Kualitas otak seseorang bisa dikaitkan
dengan intelegensi atau tingkat Intelegensi seseorang. Seperti halnya bahwa
individu itu memilki karakteristik yang berbeda antara yang satu dan
lainnya, intelegensi antara orang yang satudan lainnya pun tidaklah sama,
sekali pun mereka adalah kembar identik. Intelegnsi ini adalah sesuatu yang
unik dan rumit.
Kebanyakan orang beranggapan bahwa jika
seseorang tidak memiliki intelegensi yang tinggi maka tidak akan berhasil, dan
dari pemikiran tersebut banyak orang tua yang resah.

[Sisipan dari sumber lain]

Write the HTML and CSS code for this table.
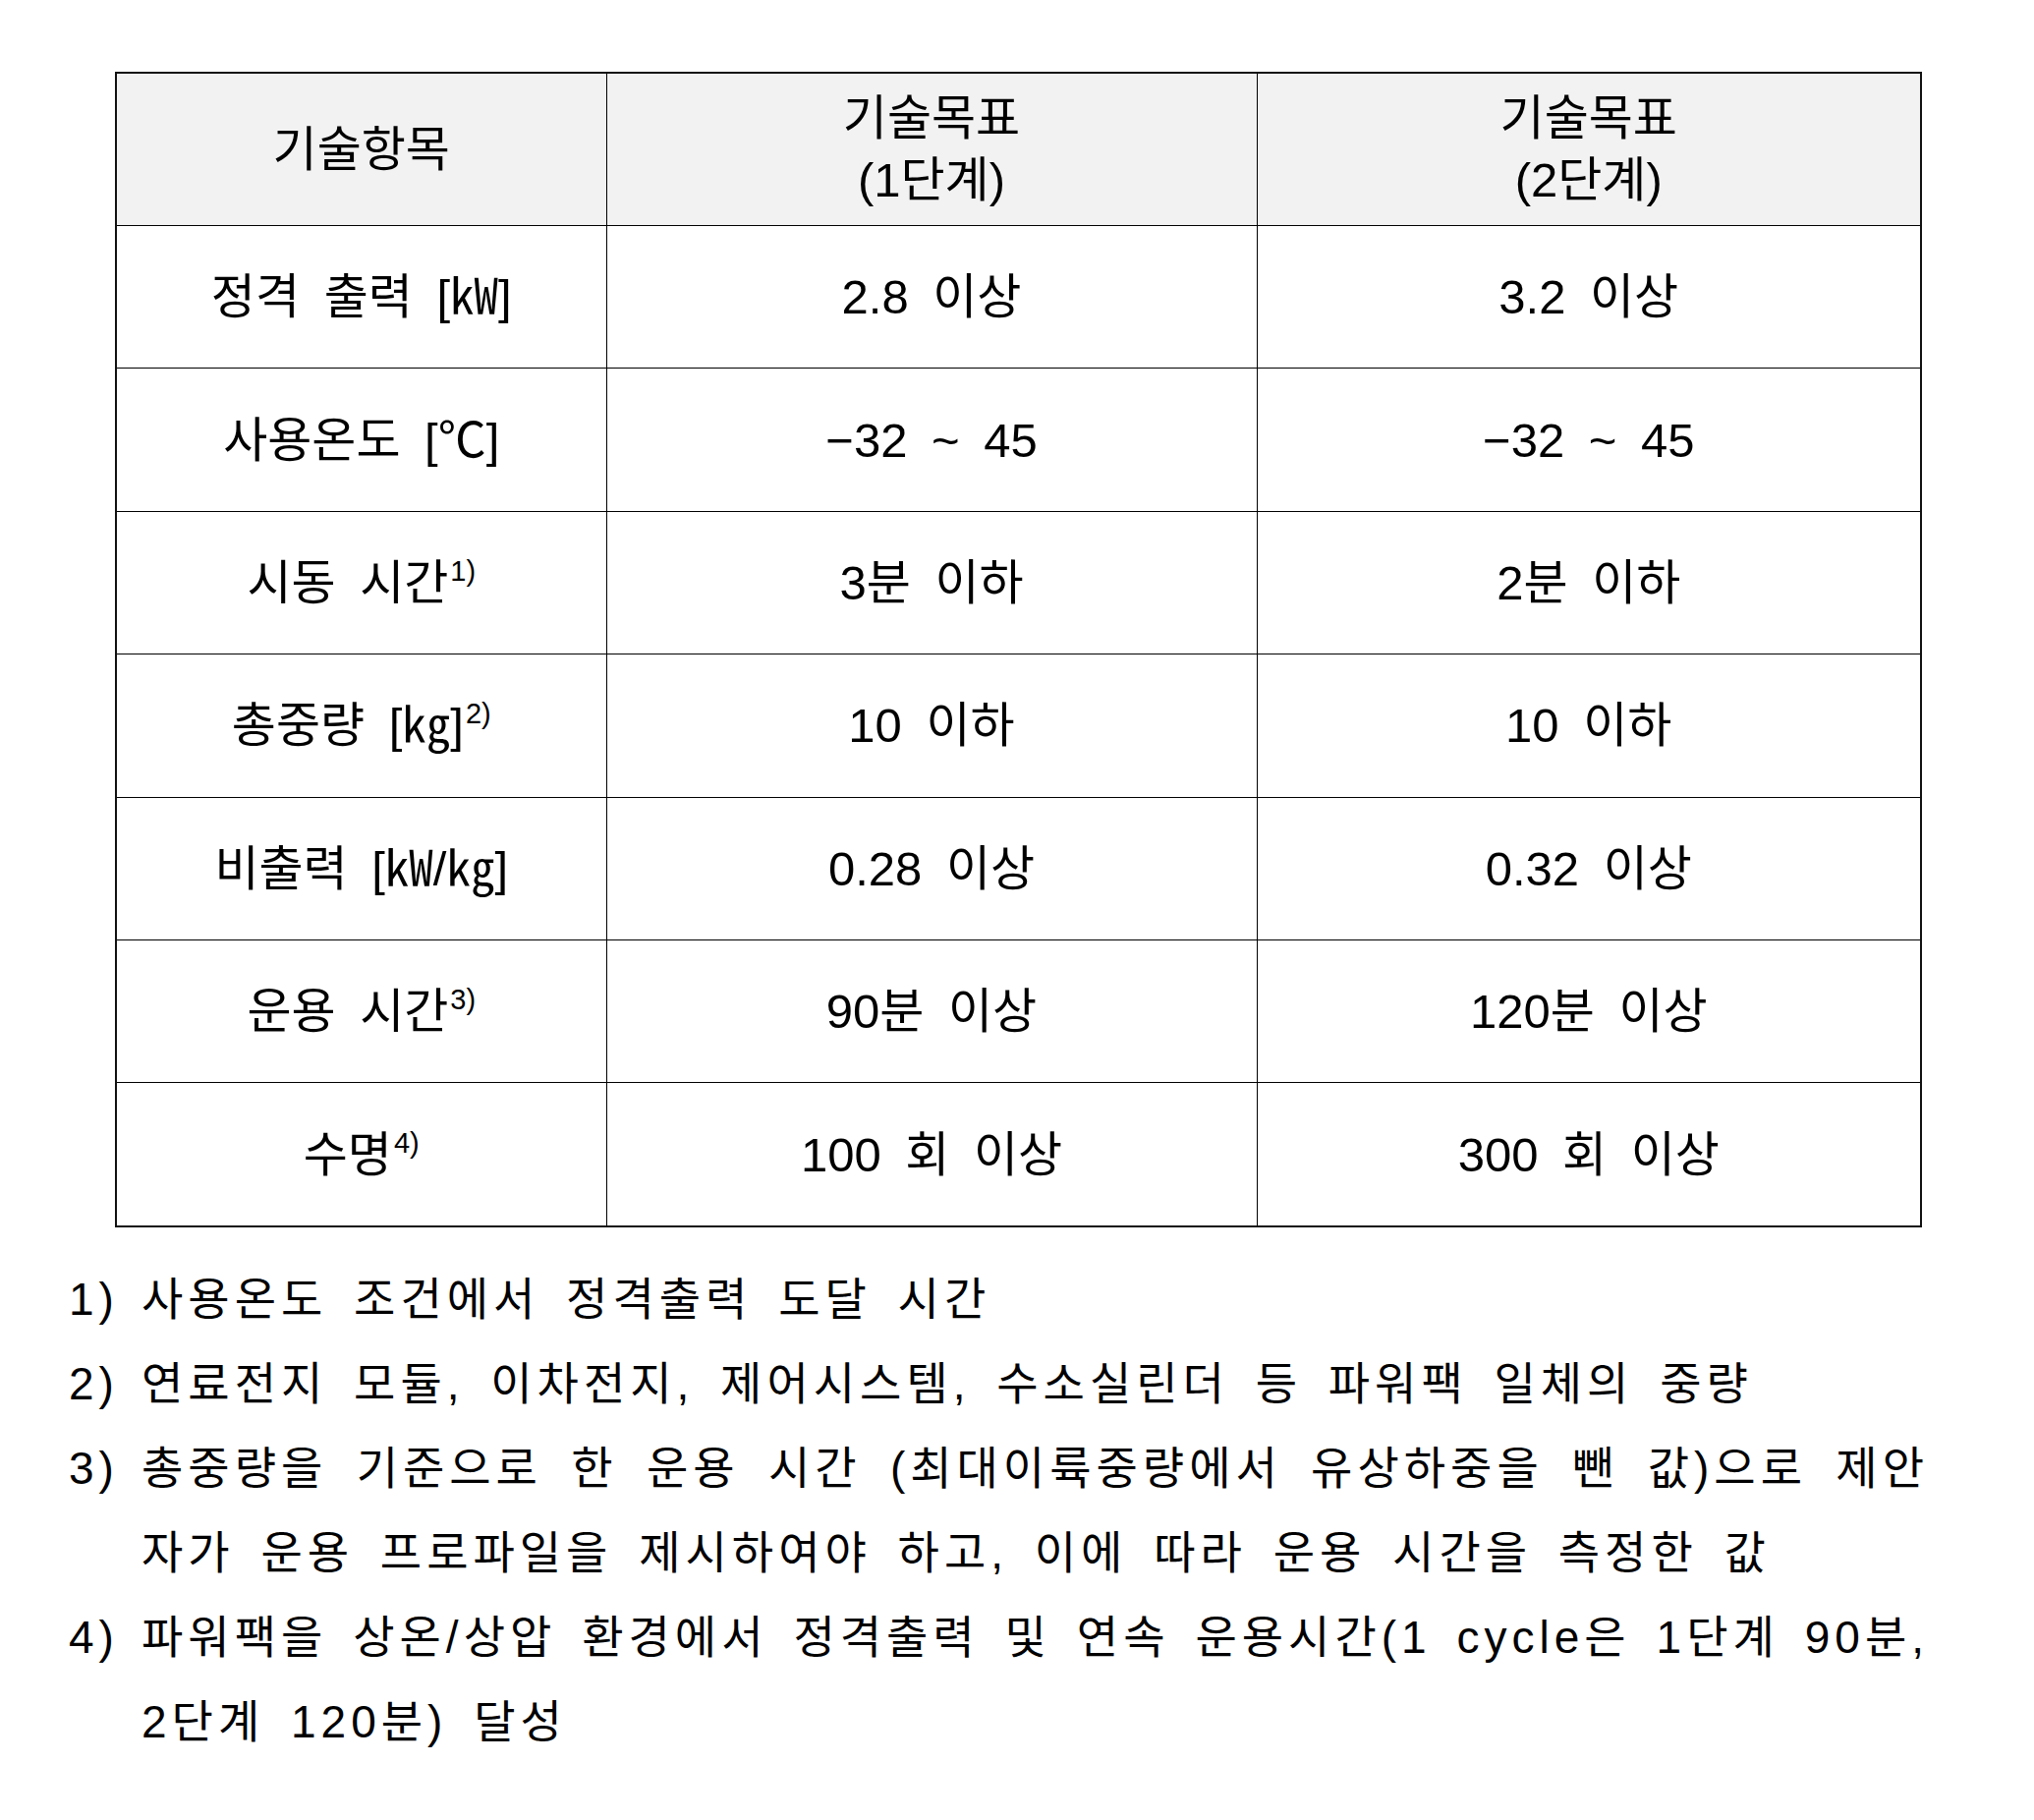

Hampir bisa dikatakan jika
semua orang tua menginginkan anak yang memiliki Intelegensi yang tinggi
sehingga ia akan mampu memilki kesuksesan.
Inteligensi itu sendiri ialah kemampuan
yang dibawa sejak lahir, yang memungkinkan seorang berbuat sesuatu dengan cara
tertentu. Dari pernyataan tersebut masih terdapat hal yang tidak bisa dipahami
dengan mudah. Hubungan antara intelegensi dan pencapaian seseorang tidak bisa
hanya dengan definisi tersebut.[1]
Untuk
itu penyusun merasa penting untuk mengangkat judul ‘’IMPLIKASI INTELEGENSI (KECERDASAN)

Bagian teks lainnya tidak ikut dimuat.